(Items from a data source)
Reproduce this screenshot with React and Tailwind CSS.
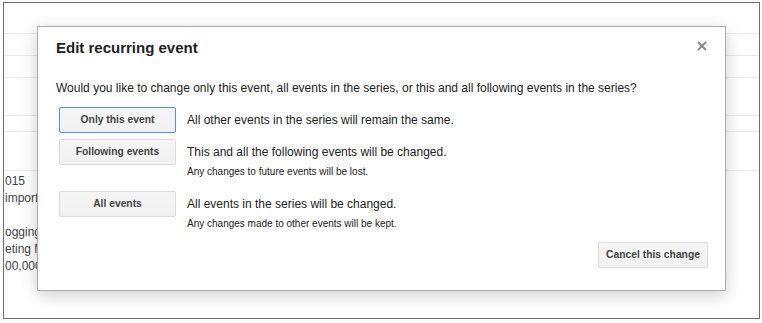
import React from 'react';

const font = { fontFamily: '"Liberation Sans", Arial, sans-serif' };

const OptionButton = ({ label, focused }) => (
  <button
    className={`w-[117px] h-[26px] shrink-0 rounded-[2px] border text-[10.3px] font-bold text-[#444] bg-gradient-to-b from-[#f5f5f5] to-[#f1f1f1] ${
      focused ? 'border-[#4d90fe]' : 'border-[#dcdcdc]'
    }`}
  >
    {label}
  </button>
);

const Option = ({ label, text, note, focused }) => (
  <div className="flex items-start">
    <OptionButton label={label} focused={focused} />
    <div className="ml-[11px]">
      <div className="leading-[26px] text-[12px] text-[#222]">{text}</div>
      {note && <div className="leading-[14px] text-[10px] text-[#222]">{note}</div>}
    </div>
  </div>
);

const BgRow = ({ h }) => <div className={`border-b border-[#ebebeb] ${h}`} />;

export default function App() {
  return (
    <div className="relative w-[762px] h-[323px] bg-white overflow-hidden" style={font}>
      {/* calendar page behind the dialog */}
      <div className="absolute left-[3px] top-[2px] w-[757px] h-[317px] border border-[#6f6f6f] bg-white overflow-hidden">
        <BgRow h="h-[31px]" />
        <BgRow h="h-[22px]" />
        <BgRow h="h-[22px]" />
        <BgRow h="h-[38px]" />
        <BgRow h="h-[16px]" />
        <div className="border-b border-[#ebebeb] h-[39px]" />
        <div className="h-[123px] pt-[2px] pl-[1px] text-[12px] leading-[17px] text-[#444] whitespace-nowrap">
          <div>015</div>
          <div>import</div>
          <div className="h-[17px]" />
          <div>ogging</div>
          <div>eting M</div>
          <div>00,000</div>
        </div>
      </div>

      {/* dialog */}
      <div className="absolute left-[37px] top-[26px] w-[689px] h-[265px] bg-white border border-[#acacac] shadow-[0_4px_16px_rgba(0,0,0,0.2)] pt-[11px] px-[18px]">
        <svg className="absolute top-[14px] right-[18px]" width="10" height="10" viewBox="0 0 10 10">
          <path d="M1 1L9 9M9 1L1 9" stroke="#8a8a8a" strokeWidth="2" />
        </svg>
        <div className="text-[15px] leading-[20px] font-bold text-[#222]">Edit recurring event</div>
        <div className="mt-[22px] text-[12px] leading-[16px] text-[#222]">
          Would you like to change only this event, all events in the series, or this and all following events in the series?
        </div>
        <div className="mt-[11px] ml-[3px] flex flex-col">
          <Option label="Only this event" text="All other events in the series will remain the same." focused />
          <div className="mt-[6px]">
            <Option
              label="Following events"
              text="This and all the following events will be changed."
              note="Any changes to future events will be lost."
            />
          </div>
          <div className="mt-[12px]">
            <Option
              label="All events"
              text="All events in the series will be changed."
              note="Any changes made to other events will be kept."
            />
          </div>
        </div>
        <div className="mt-[11px] flex justify-end mr-[-1px]">
          <button className="w-[110px] h-[26px] rounded-[2px] border border-[#dcdcdc] bg-gradient-to-b from-[#f5f5f5] to-[#f1f1f1] text-[10.3px] font-bold text-[#444]">
            Cancel this change
          </button>
        </div>
      </div>
    </div>
  );
}
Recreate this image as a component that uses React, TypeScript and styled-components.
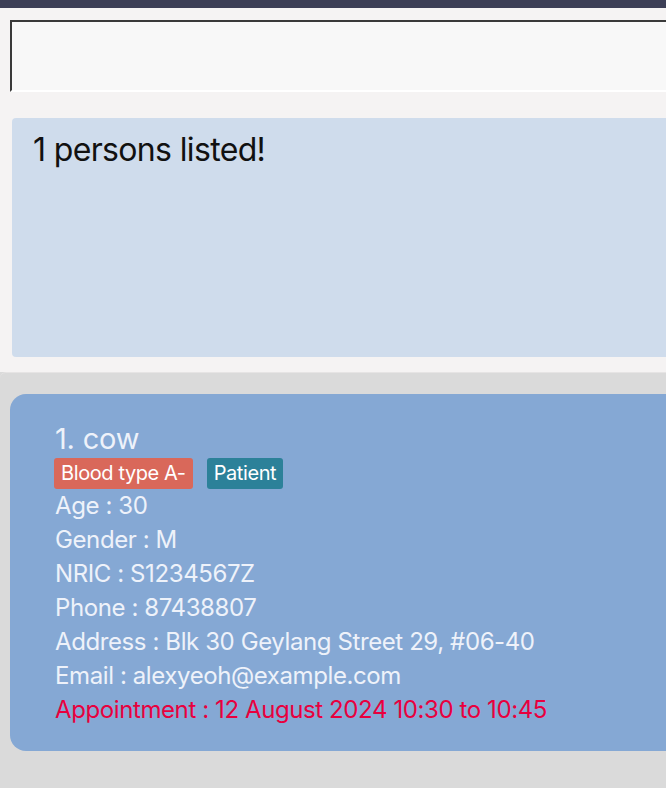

* [WHAT YOU ARE ASKED TO DO] Pictures are to be left out; repeat all the remaining data exactly.

* [SOLUTION]
Reproduce this screenshot with React and Tailwind CSS.
import React from 'react';

const font = { fontFamily: '"Liberation Sans", Arial, sans-serif' };

const OptionButton = ({ label, focused }) => (
  <button
    className={`w-[117px] h-[26px] shrink-0 rounded-[2px] border text-[10.3px] font-bold text-[#444] bg-gradient-to-b from-[#f5f5f5] to-[#f1f1f1] ${
      focused ? 'border-[#4d90fe]' : 'border-[#dcdcdc]'
    }`}
  >
    {label}
  </button>
);

const Option = ({ label, text, note, focused }) => (
  <div className="flex items-start">
    <OptionButton label={label} focused={focused} />
    <div className="ml-[11px]">
      <div className="leading-[26px] text-[12px] text-[#222]">{text}</div>
      {note && <div className="leading-[14px] text-[10px] text-[#222]">{note}</div>}
    </div>
  </div>
);

const BgRow = ({ h }) => <div className={`border-b border-[#ebebeb] ${h}`} />;

export default function App() {
  return (
    <div className="relative w-[762px] h-[323px] bg-white overflow-hidden" style={font}>
      {/* calendar page behind the dialog */}
      <div className="absolute left-[3px] top-[2px] w-[757px] h-[317px] border border-[#6f6f6f] bg-white overflow-hidden">
        <BgRow h="h-[31px]" />
        <BgRow h="h-[22px]" />
        <BgRow h="h-[22px]" />
        <BgRow h="h-[38px]" />
        <BgRow h="h-[16px]" />
        <div className="border-b border-[#ebebeb] h-[39px]" />
        <div className="h-[123px] pt-[2px] pl-[1px] text-[12px] leading-[17px] text-[#444] whitespace-nowrap">
          <div>015</div>
          <div>import</div>
          <div className="h-[17px]" />
          <div>ogging</div>
          <div>eting M</div>
          <div>00,000</div>
        </div>
      </div>

      {/* dialog */}
      <div className="absolute left-[37px] top-[26px] w-[689px] h-[265px] bg-white border border-[#acacac] shadow-[0_4px_16px_rgba(0,0,0,0.2)] pt-[11px] px-[18px]">
        <svg className="absolute top-[14px] right-[18px]" width="10" height="10" viewBox="0 0 10 10">
          <path d="M1 1L9 9M9 1L1 9" stroke="#8a8a8a" strokeWidth="2" />
        </svg>
        <div className="text-[15px] leading-[20px] font-bold text-[#222]">Edit recurring event</div>
        <div className="mt-[22px] text-[12px] leading-[16px] text-[#222]">
          Would you like to change only this event, all events in the series, or this and all following events in the series?
        </div>
        <div className="mt-[11px] ml-[3px] flex flex-col">
          <Option label="Only this event" text="All other events in the series will remain the same." focused />
          <div className="mt-[6px]">
            <Option
              label="Following events"
              text="This and all the following events will be changed."
              note="Any changes to future events will be lost."
            />
          </div>
          <div className="mt-[12px]">
            <Option
              label="All events"
              text="All events in the series will be changed."
              note="Any changes made to other events will be kept."
            />
          </div>
        </div>
        <div className="mt-[11px] flex justify-end mr-[-1px]">
          <button className="w-[110px] h-[26px] rounded-[2px] border border-[#dcdcdc] bg-gradient-to-b from-[#f5f5f5] to-[#f1f1f1] text-[10.3px] font-bold text-[#444]">
            Cancel this change
          </button>
        </div>
      </div>
    </div>
  );
}
Recreate this image as a component that uses React, TypeScript and styled-components.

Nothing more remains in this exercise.